Introduction to Statistics

Part 2: Modeling Data

In this video, we explain:


(Click on a heading to navigate the video to that section)

Welcome to part 2 on modeling data. Here we go.

So what do we mean by modeling?

We mean to adopt an idealized mathematical distribution that we can work with, as opposed to keeping our data as discrete data points which we can’t work with as easily.

And why model data?

Using mathematical models gives us precision and rigor, but using a model means adopting its assumptions, and different models require different assumptions, but most importantly, a model should fit its data well. Because if the data doesn’t fit, the math of the model will still look nice and precise, but the model won’t be giving accurate results. That is, it won’t be giving results that reflect the truth, and that’s what we are really after.

As a quick refresher, here’s the problem again:

The problem is that the latest sample of 10 sasquatch heights doesn’t match up with the accepted, authoritative claim regarding the true mean height.

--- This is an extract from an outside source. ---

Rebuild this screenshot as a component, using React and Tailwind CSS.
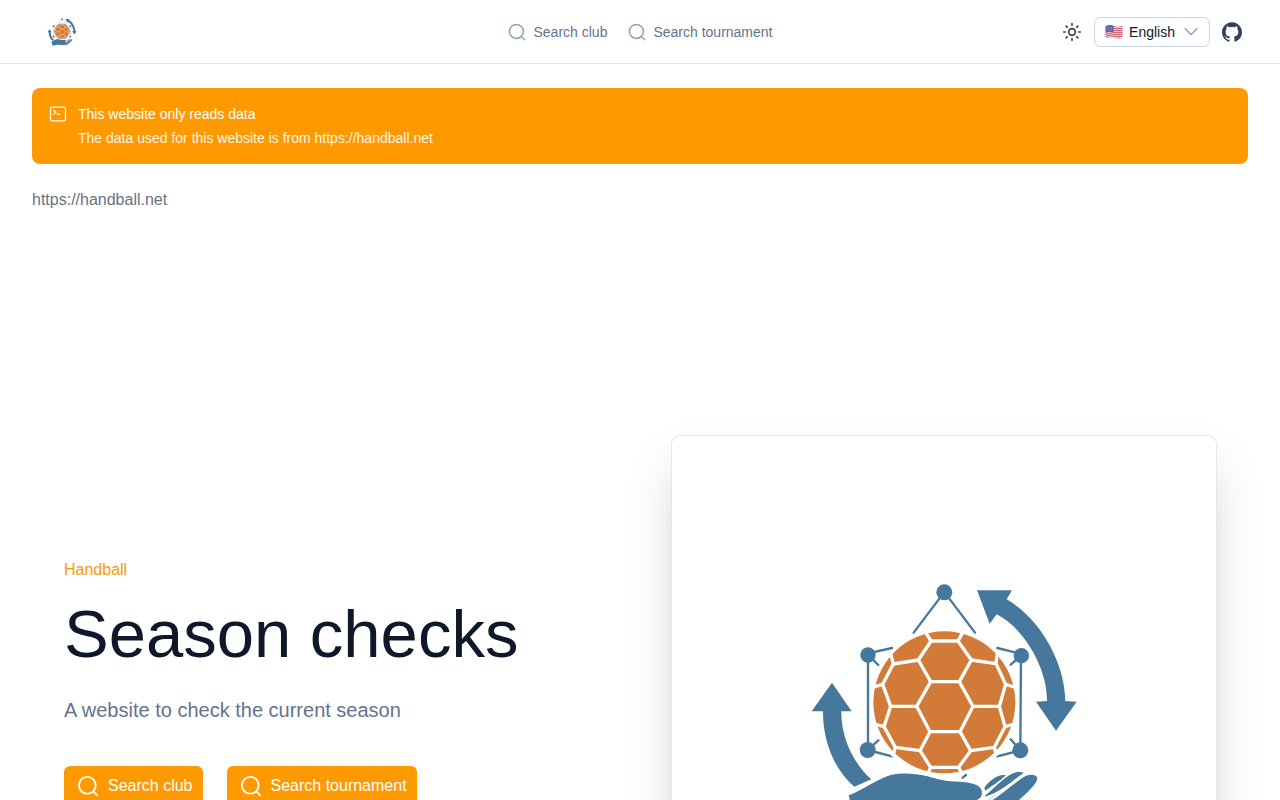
import { Sun } from "lucide-react";

function Logo({ className }) {
  return (
    <svg viewBox="0 0 544 544" className={className} role="img" aria-label="Season checks logo">
      <g transform="translate(128 134) scale(.33333)">
        <g fill="#46789d">
          <path d="M531 61L636 61L620 88C710 138 794 265 796 393L830 395L768 482L708 395L741 393C742 290 668 172 590 133L569 161Z" />
          <path d="M96 338L155 424L124 424C123 500 158 578 214 628L163 650C105 602 68 515 69 424L35 424Z" />
          <path d="M146 676C185 662 240 622 275 614C310 608 345 610 380 618C415 628 435 635 480 635C520 638 546 645 546 668C546 680 538 688 525 692L490 700L560 692L640 640C670 614 700 607 711 621C718 636 680 670 655 692L590 745C560 762 500 765 440 765L300 762C250 765 210 780 170 782Z" />
          <path d="M553 653C570 628 600 610 617 616C600 634 570 652 556 662Z" />
          <path d="M556 676C590 650 620 610 655 605L672 608C640 630 600 668 556 680Z" />
        </g>
        <path d="M540 706C580 694 630 640 685 607" stroke="#fff" strokeWidth="8" fill="none" />
        <path d="M488 623L498 615" stroke="#46789d" strokeWidth="7" strokeLinecap="round" />
        <g fill="#46789d">
          <circle cx="433" cy="67" r="24" />
          <circle cx="204" cy="255" r="23" />
          <circle cx="664" cy="257" r="23" />
          <circle cx="203" cy="540" r="24" />
          <circle cx="661" cy="541" r="24" />
        </g>
        <g stroke="#46789d" strokeWidth="7" strokeLinecap="round" fill="none">
          <path d="M418 86L341 188M448 86L525 188M204 255V540M663 257L661 541" />
          <path d="M204 250L276 234M210 260L235 285M664 252L592 234M660 260L632 284M203 540L235 511M203 540L276 559M661 541L632 508M661 541L592 559" />
        </g>
        <circle cx="433" cy="397" r="213" fill="#d27b39" />
        <g stroke="#fff" strokeWidth="10" strokeLinejoin="round" fill="none">
          <path d="M392 335H478L519 409L480 485H390L350 409Z" />
          <path d="M392 335L355 270L393 213H474L514 270L478 335M390 485L360 542L392 592H476L512 542L480 485" />
          <path d="M355 270L280 282L248 343L272 409H350M514 270L588 281L617 343L598 409H519" />
          <path d="M272 409L252 470L286 532L360 542M598 409L615 470L583 532L512 542" />
          <path d="M393 213L375 184M474 213L490 184M280 282L272 250M588 281L592 248M248 343L216 352M617 343L652 354" />
          <path d="M252 470L224 462M615 470L644 462M286 532L278 560M583 532L590 558M392 592L383 612M476 592L486 612" />
        </g>
      </g>
    </svg>
  );
}

function Flag() {
  return (
    <svg viewBox="0 0 18 14" className="w-[18px] h-[14px]" aria-hidden="true">
      <clipPath id="flag">
        <path d="M.5 1.5C4-.3 7 .4 9.500 1.200S14.500 2 17.500 1V12.500C14 14 11 13.300 8.500 12.600S3.500 12 .5 13Z" />
      </clipPath>
      <g clipPath="url(#flag)">
        <rect width="18" height="14" fill="#f3e9ec" />
        <path d="M0 1.500C4 0 7 1 9.500 1.500S14 2 18 1M0 3.500C4 2 7 3 9.500 3.500S14 4 18 3M0 5.500C4 4 7 5 9.500 5.500S14 6 18 5M0 7.500C4 6 7 7 9.500 7.500S14 8 18 7M0 9.500C4 8 7 9 9.500 9.500S14 10 18 9M0 11.500C4 10 7 11 9.500 11.500S14 12 18 11M0 13.500C4 12 7 13 9.500 13.500S14 14 18 13" stroke="#c8324a" fill="none" />
        <path d="M0 0H8.500V7.300C6 6.500 3 6.600 0 7.500Z" fill="#5a629c" />
        <path d="M1.500 2.500H8M1.500 4H8M1.500 5.500H8" stroke="#aab0d4" strokeWidth=".6" strokeDasharray=".8 .8" />
      </g>
    </svg>
  );
}

function SearchIcon({ className }) {
  return (
    <svg viewBox="0 0 24 24" className={className} fill="none" stroke="currentColor" strokeWidth="1.800" strokeLinecap="round" aria-hidden="true">
      <circle cx="11.300" cy="11.300" r="8.400" />
      <path d="M17.300 17.300L21.300 21.300" />
    </svg>
  );
}

function ChevronIcon({ className }) {
  return (
    <svg viewBox="0 0 24 24" className={className} fill="none" stroke="currentColor" strokeWidth="1.800" strokeLinecap="round" strokeLinejoin="round" aria-hidden="true">
      <path d="m19 8-7 7-7-7" />
    </svg>
  );
}

function Terminal() {
  return (
    <svg viewBox="0 0 24 24" className="size-5 shrink-0" fill="none" stroke="currentColor" strokeWidth="1.500" strokeLinecap="round" strokeLinejoin="round" aria-hidden="true">
      <path d="m6.750 7.500 3 2.250-3 2.250m4.500 0h3m-9 8.250h13.500A2.250 2.250 0 0 0 21 18V6a2.250 2.250 0 0 0-2.250-2.250H5.250A2.250 2.250 0 0 0 3 6v12a2.250 2.250 0 0 0 2.250 2.250Z" />
    </svg>
  );
}

function GitHub() {
  return (
    <svg viewBox="0 0 24 24" className="size-5" fill="currentColor" aria-hidden="true">
      <path d="M12 .297c-6.630 0-12 5.373-12 12 0 5.303 3.438 9.800 8.205 11.385.6.113.82-.258.82-.577 0-.285-.01-1.040-.015-2.040-3.338.724-4.042-1.610-4.042-1.610C4.422 18.070 3.633 17.700 3.633 17.700c-1.087-.744.084-.729.084-.729 1.205.084 1.838 1.236 1.838 1.236 1.070 1.835 2.809 1.305 3.495.998.108-.776.417-1.305.76-1.605-2.665-.3-5.466-1.332-5.466-5.930 0-1.310.465-2.380 1.235-3.220-.135-.303-.54-1.523.105-3.176 0 0 1.005-.322 3.300 1.230.96-.267 1.980-.399 3-.405 1.020.006 2.040.138 3 .405 2.280-1.552 3.285-1.230 3.285-1.230.645 1.653.24 2.873.12 3.176.765.840 1.230 1.910 1.230 3.220 0 4.610-2.805 5.625-5.475 5.920.42.360.81 1.096.81 2.220 0 1.606-.015 2.896-.015 3.286 0 .315.21.690.825.570C20.565 22.092 24 17.592 24 12.297c0-6.627-5.373-12-12-12" />
    </svg>
  );
}

function NavLink({ children }) {
  return (
    <a href="#" className="flex items-center gap-1.5 text-sm text-slate-500">
      <SearchIcon className="size-5 text-slate-400" />
      {children}
    </a>
  );
}

function CallToAction({ children }) {
  return (
    <a href="#" className="flex items-center gap-2 rounded-md bg-[#ff9900] py-2 pr-2.5 pl-3 text-base text-white">
      <SearchIcon className="size-6" />
      {children}
    </a>
  );
}

export default function App() {
  return (
    <div className="h-screen overflow-hidden bg-white font-['Liberation_Sans',sans-serif]">
      <header className="grid h-16 grid-cols-[1fr_auto_1fr] items-center border-b border-slate-200 px-8">
        <a href="#" aria-label="Home" className="justify-self-start">
          <Logo className="size-15" />
        </a>
        <nav className="flex gap-5">
          <NavLink>Search club</NavLink>
          <NavLink>Search tournament</NavLink>
        </nav>
        <div className="flex items-center justify-end gap-3 pr-1.5 text-slate-700">
          <button type="button" aria-label="Toggle theme">
            <Sun className="size-5" strokeWidth={2} />
          </button>
          <button type="button" className="flex items-center rounded-md border border-slate-300 py-1 pr-2 pl-2.5 text-sm text-slate-900">
            <Flag />
            <span className="mr-1.5 ml-1.5">English</span>
            <ChevronIcon className="size-5 text-slate-400" />
          </button>
          <a href="#" aria-label="GitHub">
            <GitHub />
          </a>
        </div>
      </header>
      <main className="px-8 pt-6">
        <section className="flex gap-2.5 rounded-lg bg-[#ff9900] p-4 text-sm text-white">
          <Terminal />
          <div>
            <p>This website only reads data</p>
            <p className="mt-1 opacity-90">The data used for this website is from https://handball.net</p>
          </div>
        </section>
        <p className="mt-6 text-base text-gray-500">https://handball.net</p>
        <section className="mt-56 grid grid-cols-2 items-center gap-16 px-8">
          <div className="pb-13">
            <p className="text-base text-[#ff9900]">Handball</p>
            <h1 className="mt-4 text-[67px] leading-[72px] text-slate-900">Season checks</h1>
            <p className="mt-6 text-xl leading-8 text-slate-500">A website to check the current season</p>
            <div className="mt-10 flex gap-6">
              <CallToAction>Search club</CallToAction>
              <CallToAction>Search tournament</CallToAction>
            </div>
          </div>
          <div className="rounded-lg shadow-2xl ring-1 ring-slate-200">
            <Logo className="w-full" />
          </div>
        </section>
      </main>
    </div>
  );
}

In this video, we want to explore how we should model the sasquatch population’s heights using a couple of assumptions. This is an important part of getting our answer on what the true height actually is.

And here again are our population and sample data summaries, from these we need two parameters to build the model for our data: the population’s central tendency (mean height) and its spread (the standard deviation of the heights).

First, with the mean, we’re deferring to Woodland Pete’s authority and assuming, until proven otherwise, that the true population mean μ [“mu”] is 8 foot even, like he said.

In fact, as we’ll see, we need to build the population model with his figure in order to prove it otherwise.

Second, with the standard deviation, because we can’t know the true standard deviation, we’re estimating it from our sample. In this, there’s a subtle technical point, but an important one, s is NOT the standard deviation of the sample, strictly speaking, remember sample variance and s use the special n-1 average because they are trying to be estimates of the true population variance and standard deviation. Perhaps s would be better called something like sample estimated standard deviation, but we’ll continue to call it simply sample standard deviation since this is what it’s commonly termed.

So how to choose a model?

To model our population we want to choose the most accurate distribution, I’ve said a model is a mathematical distribution, so what is that?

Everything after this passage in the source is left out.